Обрамленные белыми передниками гувернантки достигают цели чистяще-подметательного инстинкта, врожденного дочерям Евы. Протирая нечто шарообразное в сусеках храмообразного замка, они находят унавоженное в мире адамово яблоко. После тёрки-скрёбки яблоко проясняется в хрустальный шар. В хрустале уборщицы видят сам этот замок, строящийся на песке. Они роняют шар, тот разбивается и на баронессу замка падают осколки, подобные раковинам. Две из них прикрывают ей грудь. Клирик, пришедший исповедовать хозяйку, срывает с неё лиф. Бюст баронессы расфокусируется. Горе-исповедник уносит лифовые раковины в подземелье замка. В раковинах — живая вода. Он пытается наполнить ею алхимические колбы и реторты, когда в подвал спускается барон, владелец замка. Все сосуды разбиваются. Осколки отлетают на военный мундир барона. Это мерцающие медали и ордена — кусочки власти над миром, раздробленным на былые поля сражений.

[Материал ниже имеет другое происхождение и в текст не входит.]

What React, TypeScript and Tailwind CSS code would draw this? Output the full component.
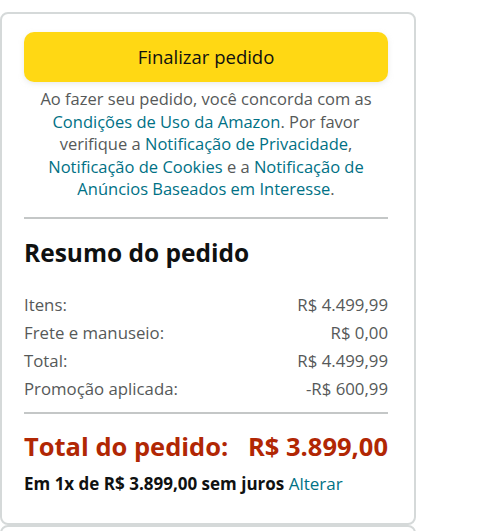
import React from 'react';

const rows = [
  { label: 'Itens:', value: 'R$ 4.499,99' },
  { label: 'Frete e manuseio:', value: 'R$ 0,00' },
  { label: 'Total:', value: 'R$ 4.499,99' },
  { label: 'Promoção aplicada:', value: '-R$ 600,99' },
];

function Link({ children }: { children: React.ReactNode }) {
  return <span className="text-[#007185]">{children}</span>;
}

export default function App() {
  return (
    <div className="w-[500px] h-[531px] overflow-hidden bg-white pt-[12px] font-['Open_Sans',sans-serif] text-[#0F1111]">
      <div className="w-[416px] h-[513px] border-2 border-[#d5d9d9] rounded-[8px] pl-[22px] pr-[26px] pt-[18px]">
        <button className="w-full h-[50px] rounded-[10px] bg-[#FFD814] shadow-[0_2px_5px_rgba(213,217,217,0.5)] text-[18.5px] text-[#0F1111]">
          Finalizar pedido
        </button>
        <p className="mt-[6px] text-center text-[16.5px] leading-[22.5px] text-[#565959] whitespace-nowrap">
          Ao fazer seu pedido, você concorda com as
          <br />
          <Link>Condições de Uso da Amazon</Link>. Por favor
          <br />
          verifique a <Link>Notificação de Privacidade</Link>,
          <br />
          <Link>Notificação de Cookies</Link> e a <Link>Notificação de</Link>
          <br />
          <Link>Anúncios Baseados em Interesse</Link>.
        </p>
        <div className="mt-[16px] h-[2px] bg-[#c4c7c7]" />
        <h2 className="mt-[19px] text-[24.5px] leading-[30px] font-bold">Resumo do pedido</h2>
        <div className="mt-[23px] flex flex-col">
          {rows.map((r) => (
            <div key={r.label} className="flex justify-between h-[28px] items-center text-[16.8px] text-[#565959]">
              <span>{r.label}</span>
              <span>{r.value}</span>
            </div>
          ))}
        </div>
        <div className="mt-[9px] h-[2px] bg-[#c4c7c7]" />
        <div className="mt-[13px] flex justify-between items-center text-[25.5px] leading-[38px] font-bold text-[#B12704]">
          <span>Total do pedido:</span>
          <span>R$ 3.899,00</span>
        </div>
        <p className="mt-[9px] text-[17px] leading-[20px] whitespace-nowrap">
          <span className="font-bold">Em 1x de R$ 3.899,00 sem juros</span> <Link>Alterar</Link>
        </p>
      </div>
      <div className="w-[416px] h-[20px] border-2 border-[#d5d9d9] rounded-t-[8px]" />
    </div>
  );
}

По ближайшему полю в Париж направляется хозяйка замка. У платья баронессы длинный шлейф, как у весны-сеятельницы. За ней спешит выбравшийся из подвала алхимик. Ему мешают полы сюртука, которые длиннее, чем у той, кого он догоняет. Клирик встаёт на карачки и ползет в Париж вдоль единственной сюжетной ниточки, оставшейся после того, как за 84 года сгнили все остальные, связывавшие этот киномир в 1928 году.